Late last year, out of the blue, a Summer adventure beckoned, as two of the show’s creators, Edward Kitsis and Adam Horowitz, had remembered her from a 2014 Once Upon a Time audition for the role of Dorothy. “It wasn’t the right match,” says Horowitz. “But we were like, ‘We found someone special, we need to do something for her.'” But when they brought her in to read for Drew, Williams had concerns: Was this going to be merely a novelty stunt? Were they only auditioning cisgender actors? (No and no.) She discovered that the producers shared her care; Kitsis says that the character was inspired by “someone very close” to him.

In fleshing out Drew, Williams spoke with transgender men and reverted to her naturally low-register voice, for which she was bullied in school. “Drew isn’t necessarily a far stretch from who I am,” she says. “I’m not a girly girl.” The producers did want Williams to cut off her hair, but, as she told them: “‘Give me something to hide behind,’ because that’s part of why he dresses the way he does — long sleeves, multiple layers, and the hair. It’s a fine line between ‘I don’t give a f—‘ and ‘I give a lot of f—s.'” That attention to detail is paying off; multiple crew members have asked her to step out of the scene, mistaking her for a random guy on set.

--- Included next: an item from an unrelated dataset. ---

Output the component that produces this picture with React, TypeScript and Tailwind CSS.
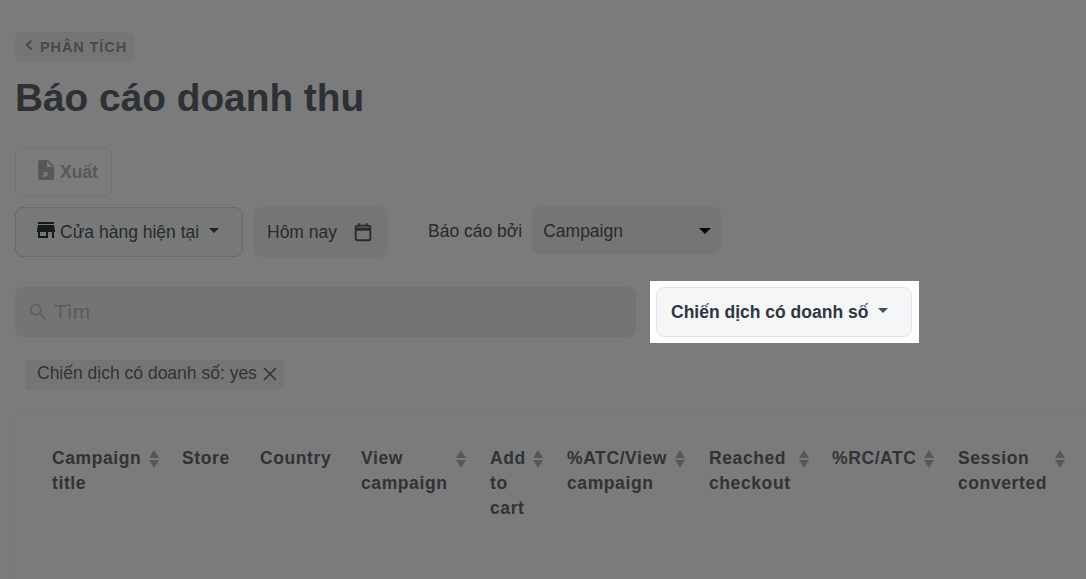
import { ChevronLeft, X } from 'lucide-react';

const columns = [
  { width: 'w-[130px]', iconPad: 'w-[108px]', lines: ['Campaign', 'title'], sortable: true },
  { width: 'w-[78px]', iconPad: 'w-auto', lines: ['Store'], sortable: false },
  { width: 'w-[101px]', iconPad: 'w-auto', lines: ['Country'], sortable: false },
  { width: 'w-[129px]', iconPad: 'w-[106px]', lines: ['View', 'campaign'], sortable: true },
  { width: 'w-[77px]', iconPad: 'w-[54px]', lines: ['Add', 'to', 'cart'], sortable: true },
  { width: 'w-[142px]', iconPad: 'w-[119px]', lines: ['%ATC/View', 'campaign'], sortable: true },
  { width: 'w-[123px]', iconPad: 'w-[101px]', lines: ['Reached', 'checkout'], sortable: true },
  { width: 'w-[126px]', iconPad: 'w-[103px]', lines: ['%RC/ATC'], sortable: true },
  { width: 'w-[128px]', iconPad: 'w-[108px]', lines: ['Session', 'converted'], sortable: true },
];

function SortIcon() {
  return (
    <svg viewBox="0 0 12 20" className="h-5 w-3 shrink-0 fill-[#b0b0b0]">
      <path d="M6 1l5 8H1z" />
      <path d="M6 19l-5-8h10z" />
    </svg>
  );
}

function Caret({ className }: { className: string }) {
  return (
    <svg viewBox="0 0 10 5" className={className}>
      <path d="M0 0h10L5 5z" />
    </svg>
  );
}

export default function App() {
  return (
    <div className="h-[579px] w-[1086px] overflow-hidden bg-[#f6f6f6] pl-[15px] pt-8 font-['Liberation_Sans',sans-serif] text-[#50555c]">
      <div className="flex h-[30px] w-[119px] items-center rounded-md bg-[#ebebeb] pl-[6px] pt-[2px] text-[14.5px] font-bold tracking-[0.9px] text-[#8f949a]">
        <ChevronLeft className="mb-[6px] mr-[3px] h-4 w-4" strokeWidth={3} />
        PHÂN TÍCH
      </div>

      <h1 className="mt-[13px] h-[45px] text-[38.8px] leading-[45px] font-bold text-[#5a6068]">Báo cáo doanh thu</h1>

      <div className="mt-[27px] flex h-[50px] w-[97px] items-center rounded-lg border border-[#e6e6e6] pl-[18px] text-[17.5px] font-bold text-[#aeb0b3]">
        <svg viewBox="0 0 24 24" className="mb-1 mr-[2px] h-6 w-6 fill-[#aeb0b3]">
          <path d="M14 2H6a2 2 0 0 0-2 2v16a2 2 0 0 0 2 2h12a2 2 0 0 0 2-2V8zm-1 7V3.5L18.5 9zm-4.5 10 1.6-3.4-1.6-1.6h5v5l-1.6-1.6L10 19z" />
        </svg>
        Xuất
      </div>

      <div className="mt-[10px] flex items-start">
        <div className="flex h-[50px] w-[228px] items-center rounded-lg border border-[#d2d6d6] bg-[#eef1f0] pl-[18px] text-[17.5px]">
          <svg viewBox="0 0 24 24" className="-mt-1 mr-[2px] h-6 w-6 shrink-0 fill-[#2f353b]">
            <path d="M20 4H4v2h16zm1 10v-2l-1-5H4l-1 5v2h1v6h10v-6h4v6h2v-6zm-9 4H6v-4h6z" />
          </svg>
          Cửa hàng hiện tại
          <Caret className="mb-1 ml-[10px] h-[5px] w-[10px] fill-[#3d4249]" />
        </div>

        <div className="ml-[10px] flex h-[50px] w-[135px] items-center rounded-lg bg-[#ebebeb] pl-[14px] text-[17.5px]">
          Hôm nay
          <svg viewBox="0 0 24 24" className="ml-[15px] h-[22px] w-[22px] fill-none stroke-[#50555c] stroke-2">
            <rect x="4" y="5" width="16" height="16" rx="2" />
            <path d="M4 8h16M4 9.5h16M8 2.5V6M16 2.5V6M8 14h.01M12 14h.01M16 14h.01" />
          </svg>
        </div>

        <div className="ml-10 flex h-12 items-center pt-[1px] text-[17.5px]">Báo cáo bởi</div>

        <div className="ml-[10px] flex h-12 w-[189px] items-center justify-between rounded-lg bg-[#ebebeb] pl-[11px] pr-[10px] text-[17.5px]">
          Campaign
          <Caret className="h-[6px] w-3 fill-[#111111]" />
        </div>
      </div>

      <div className="mt-[30px] flex items-start">
        <div className="flex h-[50px] w-[621px] items-center rounded-lg bg-[#e8e8e8] pl-3 text-[21px] text-[#b4b8bc]">
          <svg viewBox="0 0 24 24" className="mr-[5px] h-[22px] w-[22px] fill-[#bcbfc2]">
            <path d="M15.5 14h-.79l-.28-.27A6.47 6.47 0 0 0 16 9.5 6.5 6.5 0 1 0 9.5 16c1.61 0 3.09-.59 4.23-1.57l.27.28v.79l5 4.99L20.49 19zm-6 0C7.01 14 5 11.99 5 9.5S7.01 5 9.5 5 14 7.01 14 9.5 11.99 14 9.5 14z" />
          </svg>
          Tìm
        </div>

        {/* spotlight round the highlighted filter */}
        <div className="relative z-10 -mt-[6px] ml-[14px] bg-white py-[6px] pl-[6px] pr-[7px] shadow-[0_0_0_2000px_rgba(0,0,0,0.5)]">
          <button className="flex h-[50px] w-[256px] items-center rounded-lg border border-[#dfe3e8] bg-[#f4f6f8] pl-[14px] text-[17.5px] font-bold text-[#2f3640]">
            Chiến dịch có doanh số
            <Caret className="mb-1 ml-[10px] h-[5px] w-[10px] fill-[#4a5058]" />
          </button>
        </div>
      </div>

      <div className="mt-[17px] ml-[10px] flex h-[30px] w-[259px] items-center rounded bg-[#ebebeb] pb-[3px] pl-3 text-[17.5px] whitespace-nowrap text-[#63686f]">
        Chiến dịch có doanh số: yes
        <X className="ml-[2px] h-[22px] w-[22px]" strokeWidth={1.8} />
      </div>

      <div className="mt-5 h-[300px] w-[1200px] rounded-tl-xl border border-[#eeeeee] pt-[35px] pl-9">
        <div className="flex">
          {columns.map((col) => (
            <div key={col.lines[0]} className={`${col.width} shrink-0 text-[17.5px] leading-[25px] font-bold tracking-[0.6px] text-[#62676e]`}>
              {col.lines.map((line, i) => (
                <div key={line} className={i === 0 && col.sortable ? `${col.iconPad} flex items-center justify-between` : ''}>
                  {line}
                  {i === 0 && col.sortable && <SortIcon />}
                </div>
              ))}
            </div>
          ))}
        </div>
      </div>
    </div>
  );
}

Identity is an important topic to this actress, who grew into hers more recently. “I was always comfortable with my sexuality,” says Williams, who is bisexual. “I finally feel confident in how I present myself.” She quit social media after being bullied following her father’s death but has returned: “I knew people said terrible things about me…. By the time I was 24, I didn’t grow a thick skin — I just didn’t care anymore. I’m not one of these new supermodel girls on Instagram in bikinis. I’m different, but that’s okay. Both need to exist.”

The woman with few filters has bigger goals than likes. As she sets out to make her own name in Hollywood, what advice from her father does she hold on to? Little wisdoms echo, like “Don’t wear your mic pack to the bathroom” and “Be kind to everyone.” However, “maybe out of stubbornness, but also out of independence, I never asked him for a road map — I didn’t want the curiosity to be dampened for me,” she says. “I had to figure this out before he was gone, and now I definitely have to figure it out on my own. But I’m enjoying that process.” A nod, a warm smile. “It’s interesting,” she adds. “He missed out on me being proud of myself by about a year and a half, and that’s the one thing that’s really sad for me, because I know he was always proud of me. I think he would’ve loved that I was happy.”